The university celebrates Van's graduation with a wild party in his honor. After reading Gwen's article, his father admits that he was wrong and expresses his pride in Van's success. Gwen arrives, lovingly reuniting with Van.

==Production==
The role of Taj Mahal was down to between Kal Penn and a white actor in "brownface", Penn felt motivated to get the role after seeing the other actor during the audition process. After getting cast, Penn helped to get the character rewritten, who was initially written with stereotypical traits.

==Soundtrack==
The soundtrack album was released on March 26, 2002 by Ultimatum Music and Artemis Records.

1. "Roll On" – The Living End (Chris Cheney)
2. "Bleed American" – Jimmy Eat World (Jimmy Eat World)
3. "Hit the Ground" – 6gig (6gig)
4. "Bouncing Off the Walls" – Sugarcult (Sugarcult)
5. "I'm a Fool" – American Hi-Fi (Stacy Jones)
6. "Girl On the Roof" – David Mead
7. "Things Are Getting Better" – N*E*R*D (Chad Hugo, Pharrell)
8. "Okay" – Swirl 360 (Denny & Kenny Scott, Tonio K)
9. "Blind Spot" – Transmatic (Transmatic)
10. "Makes No Difference" – Sum 41 (Sum 41)
11. "At Auntie Tom's" – Fuzz Townshend (Fuzz Townshend, Matt Machin, Roger Charlery)
12. "Little Man (2002 Mix)" – Sia (Sia Furler, Sam Frank)
13. "Start Over" – Abandoned Pools (Tommy Walter, Pete Pagonis)
14. "You Get Me" – Michelle Branch (Michelle Branch)
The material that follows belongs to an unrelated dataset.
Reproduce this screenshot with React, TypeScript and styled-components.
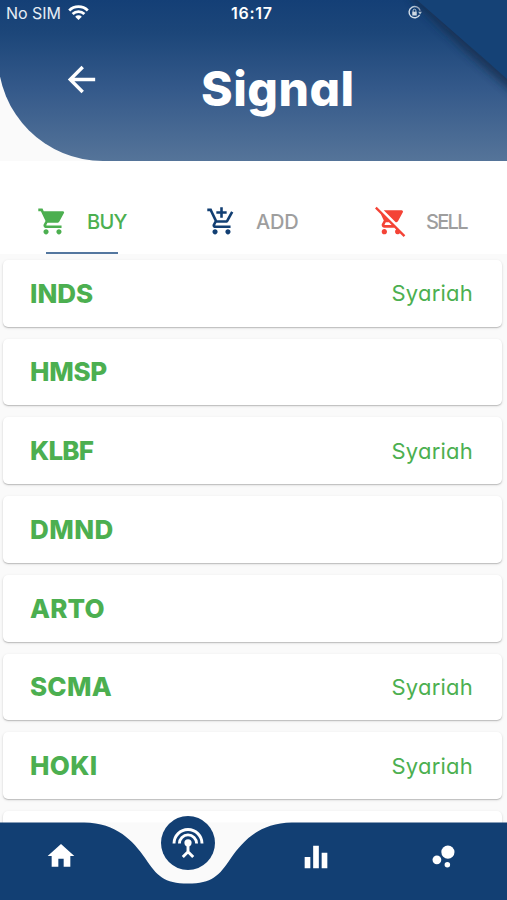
import React from "react";
import styled, { createGlobalStyle } from "styled-components";
import {
  MdAddShoppingCart,
  MdArrowBack,
  MdBubbleChart,
  MdEqualizer,
  MdHome,
  MdRemoveShoppingCart,
  MdShoppingCart,
} from "react-icons/md";

const navy = "#123f73";
const green = "#4caf50";

const GlobalStyle = createGlobalStyle`
  * { box-sizing: border-box; }
  body {
    margin: 0;
    overflow: hidden;
    font-family: Inter, "Open Sans", sans-serif;
    font-feature-settings: "cv11" 1;
  }
  svg { display: block; flex: none; }
`;

const Screen = styled.div`
  position: relative;
  width: 507px;
  height: 900px;
  overflow: hidden;
  display: flex;
  flex-direction: column;
  background: #fafafa;
`;

const Header = styled.header`
  position: relative;
  flex: none;
  height: 161px;
  margin-left: -2px;
  padding-left: 2px;
  border-bottom-left-radius: 105px;
  background: linear-gradient(#143f76 0%, #1c4679 20%, #34598a 55%, #557499 100%);
  color: #fff;
`;

const StatusBar = styled.div`
  display: grid;
  grid-template-columns: 168px 168px 1fr;
  align-items: center;
  height: 25px;
  padding-left: 6px;
  font-size: 16px;
`;

const Carrier = styled.div`
  display: flex;
  align-items: center;
  gap: 7px;
  color: #e6edf5;
  letter-spacing: -0.05px;
`;

const Clock = styled.div`
  padding-left: 57px;
  font-weight: 600;
  letter-spacing: 0.7px;
`;

const LockSlot = styled.div`
  padding-left: 65px;
`;

const TitleBar = styled.div`
  display: flex;
  align-items: center;
  height: 110px;
  padding: 0 0 1px 61px;
`;

const Title = styled.h1`
  margin: 19px 0 0 99px;
  font-size: 48px;
  line-height: 60px;
  font-weight: 800;
  letter-spacing: 0.5px;
`;

const Fold = styled.svg`
  position: absolute;
  top: 0;
  right: 0;
`;

const Tabs = styled.nav`
  flex: none;
  display: grid;
  grid-template-columns: repeat(3, 169px);
  height: 93px;
  padding-top: 28px;
  background: #fff;
`;

const Tab = styled.div<{ $color: string }>`
  position: relative;
  display: flex;
  align-items: center;
  gap: 19px;
  height: 65px;
  padding: 0 0 1px 37px;
  color: ${(p) => p.$color};
`;

const TabLabel = styled.span<{ $spacing: number }>`
  padding-top: 1px;
  font-size: 20px;
  font-weight: 500;
  letter-spacing: ${(p) => p.$spacing}px;
`;

const Indicator = styled.span`
  position: absolute;
  left: 46px;
  bottom: 0;
  width: 72px;
  height: 2px;
  background: #54779f;
`;

const List = styled.main`
  flex: none;
  display: flex;
  flex-direction: column;
  gap: 12px;
  padding: 5.75px 5.5px 0 3px;
`;

const Card = styled.article`
  display: flex;
  align-items: center;
  justify-content: space-between;
  height: 66.75px;
  padding: 0 28.5px 0 27px;
  border-radius: 5px;
  background: #fff;
  color: ${green};
  box-shadow: 0 1px 1px rgba(0, 0, 0, 0.17), 0 1px 3px rgba(0, 0, 0, 0.13);
`;

const Ticker = styled.strong<{ $spacing: number }>`
  font-size: 26px;
  font-weight: 800;
  letter-spacing: ${(p) => p.$spacing}px;
`;

const Category = styled.span`
  font-size: 22px;
  letter-spacing: 0.22px;
`;

const BottomBar = styled.nav`
  position: absolute;
  left: 0;
  bottom: 0;
  width: 507px;
  height: 86px;
`;

const BarShape = styled.svg`
  position: absolute;
  inset: 0;
`;

const BarItems = styled.div`
  position: relative;
  display: grid;
  grid-template-columns: repeat(4, 127.4px);
  height: 86px;
  color: #fff;
`;

const BarItem = styled.div<{ $active?: boolean }>`
  display: flex;
  justify-content: center;
  padding: ${(p) => (p.$active ? "2px 0 0 0" : "26px 5px 0 0")};
`;

const ActiveCircle = styled.div`
  display: grid;
  place-items: center;
  width: 54px;
  height: 54px;
  margin-right: 6px;
  border-radius: 50%;
  background: ${navy};
`;

const WifiIcon = () => (
  <svg width="21" height="16" viewBox="0 0 21 16" fill="none" stroke="#fff" strokeWidth="2.8">
    <path d="M1.2 5.5a13.3 13.3 0 0 1 18.6 0M4.6 9.1a8.5 8.5 0 0 1 11.8 0" />
    <path d="M10.5 15 7.2 11.8a4.5 4.5 0 0 1 6.6 0Z" fill="#fff" stroke="none" />
  </svg>
);

const RotationLockIcon = () => (
  <svg width="15" height="15" viewBox="0 0 16 16" fill="none" stroke="#d5dfe9" strokeWidth="1.5">
    <path d="M13.5 10.5A6 6 0 1 1 14 6" />
    <path d="m11.9 7.3 4-.1-1.9 3Z" fill="#d5dfe9" stroke="none" />
    <rect x="5.6" y="7.2" width="4.8" height="4" fill="#d5dfe9" stroke="none" />
    <path d="M6.5 7.5V6a1.5 1.5 0 0 1 3 0v1.5" strokeWidth="1" />
  </svg>
);

const AntennaIcon = () => (
  <svg width="32" height="32" viewBox="0 0 32 32" fill="none" stroke="#fff" strokeWidth="2.9">
    <path d="M2 16.5a14 14 0 0 1 28 0" />
    <path d="M7.4 16.5a8.6 8.6 0 0 1 17.2 0" />
    <circle cx="16" cy="15.8" r="3.6" fill="#fff" stroke="none" />
    <path d="M16 17v7.5M10.8 30l5.2-5.3 5.2 5.3" />
  </svg>
);

const stocks = [
  { code: "INDS", syariah: true, spacing: 0 },
  { code: "HMSP", syariah: false, spacing: -0.3 },
  { code: "KLBF", syariah: true, spacing: -0.8 },
  { code: "DMND", syariah: false, spacing: 0.45 },
  { code: "ARTO", syariah: false, spacing: 0.2 },
  { code: "SCMA", syariah: true, spacing: 0.2 },
  { code: "HOKI", syariah: true, spacing: 0.3 },
  { code: "", syariah: false, spacing: 0 },
];

export default function App() {
  return (
    <>
      <GlobalStyle />
      <Screen>
        <Header>
          <StatusBar>
            <Carrier>
              No SIM
              <WifiIcon />
            </Carrier>
            <Clock>16:17</Clock>
            <LockSlot>
              <RotationLockIcon />
            </LockSlot>
          </StatusBar>
          <TitleBar>
            <MdArrowBack size={41} />
            <Title>Signal</Title>
          </TitleBar>
          <Fold width="107" height="110" viewBox="0 0 107 110">
            <defs>
              <filter id="foldShadow" x="-30%" y="-30%" width="160%" height="160%">
                <feGaussianBlur stdDeviation="4" />
              </filter>
            </defs>
            <path
              d="M15 -20L12 0L63 49Q84 68 120 98L130 -20Z"
              fill="#142f50"
              opacity="0.8"
              filter="url(#foldShadow)"
            />
            <path d="M17 0L65 42Q86 60 107 79V0Z" fill="#154276" />
          </Fold>
        </Header>
        <Tabs>
          <Tab $color={green}>
            <MdShoppingCart size={31} />
            <TabLabel $spacing={-0.7}>BUY</TabLabel>
            <Indicator />
          </Tab>
          <Tab $color="#9e9e9e">
            <MdAddShoppingCart size={31} color={navy} />
            <TabLabel $spacing={-0.2}>ADD</TabLabel>
          </Tab>
          <Tab $color="#9e9e9e">
            <MdRemoveShoppingCart size={32} color="#f44336" />
            <TabLabel $spacing={-1.7}>SELL</TabLabel>
          </Tab>
        </Tabs>
        <List>
          {stocks.map((s, i) => (
            <Card key={i}>
              <Ticker $spacing={s.spacing}>{s.code}</Ticker>
              {s.syariah && <Category>Syariah</Category>}
            </Card>
          ))}
        </List>
        <BottomBar>
          <BarShape width="507" height="86" viewBox="0 0 507 86">
            <rect x="84" y="8.5" width="208" height="62" fill="#fafafa" />
            <path
              d="M0 8.5H84C117 9 133 27 145 44C157 62 164 69.5 188 69.5S219 62 231 44C243 27 259 9 292 8.5H507V86H0Z"
              fill={navy}
            />
          </BarShape>
          <BarItems>
            <BarItem>
              <MdHome size={32} />
            </BarItem>
            <BarItem $active>
              <ActiveCircle>
                <AntennaIcon />
              </ActiveCircle>
            </BarItem>
            <BarItem>
              <MdEqualizer size={34} />
            </BarItem>
            <BarItem>
              <MdBubbleChart size={33} />
            </BarItem>
          </BarItems>
        </BottomBar>
      </Screen>
    </>
  );
}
The song "Show Me" by Mint Royale is featured in the movie, although it is not included on the official soundtrack.

==Release==
===Home media===
Van Wilder was released via VHS and DVD by Artisan Entertainment on August 20, 2002. The DVD was presented in rated and unrated editions, both editions containing a cropped full-frame transfer, and a widescreen version in its original 1.85:1 aspect ratio. The two-disc set also contained deleted scenes, outtakes, three Burly Bear TV specials, a Comedy Central: Reel Comedy TV special, "Bouncing Off the Walls" music video performed by Sugarcult, trailers, and other promotional material like television ads and poster art.

On November 28, 2006, as a way of promoting the sequel to Van Wilder, The Rise of Taj, Lions Gate Home Entertainment released a 2-disc special edition DVD with new bonus features including a "Drunken Idiot Kommentary" (featuring National Lampoon editors Steven Brykman and Mason Brown), behind-the-scenes footage, and interviews with the cast and crew.

The film was also released on Blu-ray on August 21, 2007, which had almost the same features as the 2-disc special edition DVD. Also included (and exclusive to the Blu-ray edition) is the "Blu-Book Exam", an interactive game that focuses on Van Wilder trivia questions, plus a series of "Blu-line" options including a pop-up film-progression menu that allows the viewer to set bookmarks and skip around the feature film. The film was released on 4K UHD Blu-Ray on August 14, 2018.

== Reception ==

===Box office===
Van Wilder opened with $7,302,913, ranking number 6 at the domestic box office. It grossed $21,305,259 domestically with $16,970,224 internationally for a worldwide total of $38,275,483. Based on a $5 million budget, the film was a box office success.

===Critical response===
  Metacritic, which uses a weighted average, assigned the a score of 26 out of 100, based on 24 critics, indicating "generally unfavorable" reviews. Audiences surveyed by CinemaScore gave the film a grade "C+" on scale of A to F.

== Sequel ==

A sequel, entitled The Rise of Taj, followed this, centering on the character of Taj Mahal Badalandabad. The film was released theatrically in 2006 by Metro-Goldwyn-Mayer and produced by Bauer Martinez.

== Prequel ==

A direct-to-DVD prequel to this film was also released in 2009 by Paramount Pictures under its Paramount Famous Productions label, entitled Freshman Year; the film follows Van as he deals with his freshman year of college.